EU countries cap fuel prices as Cyprus watches and waits

The conflict in the Middle East is sending shockwaves through global energy markets, with oil prices surging past $100 a barrel at points, prompting several governments to impose fuel price caps. Cyprus has yet to act, but the Energy Ministry says the issue remains open.

According to information received by Phileleftheros, the ministry is monitoring the situation and will take measures to contain prices if necessary.

Current average fuel prices in Cyprus stand at €1.378 per litre for petrol and €1.508 per litre for diesel — roughly two cents higher than before the conflict erupted. However, the president of the Pan-Cyprian Association of Fuel Station Owners, Savvas Prokopiou, warned that consumers should expect further staged increases in the coming period, particularly if the conflict does not de-escalate soon.
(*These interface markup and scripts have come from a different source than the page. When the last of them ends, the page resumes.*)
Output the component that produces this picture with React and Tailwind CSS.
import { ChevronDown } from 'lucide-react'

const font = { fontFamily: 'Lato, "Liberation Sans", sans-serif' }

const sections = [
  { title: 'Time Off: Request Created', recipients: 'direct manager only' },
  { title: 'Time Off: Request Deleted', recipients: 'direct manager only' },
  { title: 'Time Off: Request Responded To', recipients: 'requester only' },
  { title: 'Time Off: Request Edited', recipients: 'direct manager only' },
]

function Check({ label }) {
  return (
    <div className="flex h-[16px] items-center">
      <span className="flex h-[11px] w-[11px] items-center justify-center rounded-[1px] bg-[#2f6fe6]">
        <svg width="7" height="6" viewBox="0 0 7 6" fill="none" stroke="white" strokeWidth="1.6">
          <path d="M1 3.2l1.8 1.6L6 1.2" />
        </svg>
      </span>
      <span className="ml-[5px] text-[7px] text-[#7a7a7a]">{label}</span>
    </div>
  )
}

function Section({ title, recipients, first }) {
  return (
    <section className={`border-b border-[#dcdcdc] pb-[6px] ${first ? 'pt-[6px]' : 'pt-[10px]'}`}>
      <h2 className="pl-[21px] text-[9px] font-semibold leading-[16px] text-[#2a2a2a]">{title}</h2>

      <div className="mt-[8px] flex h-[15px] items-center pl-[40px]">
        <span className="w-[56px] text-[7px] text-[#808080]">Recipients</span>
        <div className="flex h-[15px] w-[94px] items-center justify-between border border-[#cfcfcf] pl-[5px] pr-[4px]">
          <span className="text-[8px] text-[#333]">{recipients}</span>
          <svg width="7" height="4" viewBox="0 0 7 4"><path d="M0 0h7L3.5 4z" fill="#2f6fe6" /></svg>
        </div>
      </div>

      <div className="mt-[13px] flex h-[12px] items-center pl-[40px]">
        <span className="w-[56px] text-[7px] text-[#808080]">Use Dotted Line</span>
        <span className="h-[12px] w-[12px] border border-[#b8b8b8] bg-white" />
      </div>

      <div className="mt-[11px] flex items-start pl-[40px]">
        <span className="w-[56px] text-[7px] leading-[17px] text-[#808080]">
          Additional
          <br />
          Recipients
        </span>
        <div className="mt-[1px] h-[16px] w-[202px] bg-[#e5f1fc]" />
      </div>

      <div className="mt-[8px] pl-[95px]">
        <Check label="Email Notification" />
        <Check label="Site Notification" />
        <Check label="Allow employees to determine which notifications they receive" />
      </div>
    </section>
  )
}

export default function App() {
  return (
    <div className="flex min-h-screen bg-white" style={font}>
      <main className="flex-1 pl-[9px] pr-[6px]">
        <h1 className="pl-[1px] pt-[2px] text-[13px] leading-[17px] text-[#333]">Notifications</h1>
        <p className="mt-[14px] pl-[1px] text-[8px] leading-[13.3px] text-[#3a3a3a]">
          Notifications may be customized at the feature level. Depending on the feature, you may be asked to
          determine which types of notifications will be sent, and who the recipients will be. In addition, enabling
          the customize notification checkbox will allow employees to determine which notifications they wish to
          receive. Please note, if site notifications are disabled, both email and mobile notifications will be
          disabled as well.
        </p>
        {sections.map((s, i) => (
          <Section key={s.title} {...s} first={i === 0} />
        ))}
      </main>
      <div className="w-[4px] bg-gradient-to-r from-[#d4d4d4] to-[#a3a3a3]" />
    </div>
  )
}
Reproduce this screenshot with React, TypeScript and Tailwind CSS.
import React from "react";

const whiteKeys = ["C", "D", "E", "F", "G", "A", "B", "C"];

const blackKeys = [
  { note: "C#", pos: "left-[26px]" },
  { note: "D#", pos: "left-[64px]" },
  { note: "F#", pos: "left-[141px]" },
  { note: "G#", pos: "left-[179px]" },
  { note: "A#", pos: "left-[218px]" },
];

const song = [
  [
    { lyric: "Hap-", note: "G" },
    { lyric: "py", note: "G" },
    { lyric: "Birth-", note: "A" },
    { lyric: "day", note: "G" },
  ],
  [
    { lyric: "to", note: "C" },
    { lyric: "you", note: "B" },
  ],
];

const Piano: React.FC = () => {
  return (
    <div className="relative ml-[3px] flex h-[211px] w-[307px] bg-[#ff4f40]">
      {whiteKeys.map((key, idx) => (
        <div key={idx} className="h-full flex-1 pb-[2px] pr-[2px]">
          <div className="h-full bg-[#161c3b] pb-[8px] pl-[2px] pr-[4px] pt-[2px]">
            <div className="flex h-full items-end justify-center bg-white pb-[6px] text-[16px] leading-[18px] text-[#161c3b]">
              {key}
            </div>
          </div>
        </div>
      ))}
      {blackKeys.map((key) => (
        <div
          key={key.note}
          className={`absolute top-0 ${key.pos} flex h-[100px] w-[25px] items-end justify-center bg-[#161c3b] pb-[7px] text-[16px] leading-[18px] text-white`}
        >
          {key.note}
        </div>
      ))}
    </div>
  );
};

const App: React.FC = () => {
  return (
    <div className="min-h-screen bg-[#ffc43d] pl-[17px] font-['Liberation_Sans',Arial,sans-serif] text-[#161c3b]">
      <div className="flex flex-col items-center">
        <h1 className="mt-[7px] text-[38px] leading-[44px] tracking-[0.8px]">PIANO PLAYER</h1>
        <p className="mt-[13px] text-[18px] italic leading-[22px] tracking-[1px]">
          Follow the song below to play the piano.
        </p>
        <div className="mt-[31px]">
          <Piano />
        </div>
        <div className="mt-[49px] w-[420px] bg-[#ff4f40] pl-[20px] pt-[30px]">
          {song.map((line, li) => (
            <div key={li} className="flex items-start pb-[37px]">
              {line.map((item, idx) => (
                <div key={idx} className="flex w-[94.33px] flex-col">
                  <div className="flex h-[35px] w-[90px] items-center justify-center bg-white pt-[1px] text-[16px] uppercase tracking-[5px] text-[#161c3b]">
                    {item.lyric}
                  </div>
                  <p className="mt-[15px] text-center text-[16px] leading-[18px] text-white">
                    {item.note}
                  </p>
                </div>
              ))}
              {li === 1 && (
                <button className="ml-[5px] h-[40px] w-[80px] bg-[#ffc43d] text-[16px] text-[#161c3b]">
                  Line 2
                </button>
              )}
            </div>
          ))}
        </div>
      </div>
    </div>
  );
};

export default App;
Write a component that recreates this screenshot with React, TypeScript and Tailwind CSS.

Greece, Croatia, Hungary, South Korea and Thailand have already introduced some form of price cap or profit margin limit on fuel. In Greece, where a profit margin cap has been introduced, petrol has exceeded €1.85 per litre and diesel €1.82.

Croatia has capped petrol at €1.50 and diesel at €1.55, while Hungary has set limits of €1.51 and €1.56 respectively. South Korea has also introduced a price ceiling, with petrol running at around €1.28 per litre and diesel at €1.30.

Germany has opted for a different approach, deciding that fuel stations may raise prices only once per day to prevent profiteering.

German Finance Minister Katherina Reiche said the government would introduce the model as soon as possible in response to the sharp fuel price increases caused by the war in Iran, adding that prices had been observed to rise very quickly when oil costs increase, but fall much more slowly when costs come down.

Cyprus has imposed a fuel price cap only once before — in 2010, under President Demetris Christofias and Commerce Minister Antonis Paschalidis. The measure provoked strong reactions from the industry, with several stations running low on stock or operating poorly, leading to queues and disruption for consumers.

The most recent government intervention came in March 2022, when the Russian invasion of Ukraine triggered an energy crisis. With parliamentary approval, the government amended the Consumption Tax Law to cut excise duty on petrol, road diesel and heating oil — reductions of around 8.3 cents per litre on road fuels and 6.4 cents on heating oil.

A similar tax cut could be deployed again in 2026 should fuel prices rise sharply. A straightforward price cap, sources suggest, would be complicated by Cyprus’s particular circumstances as an import-dependent market, potentially creating supply and retail problems.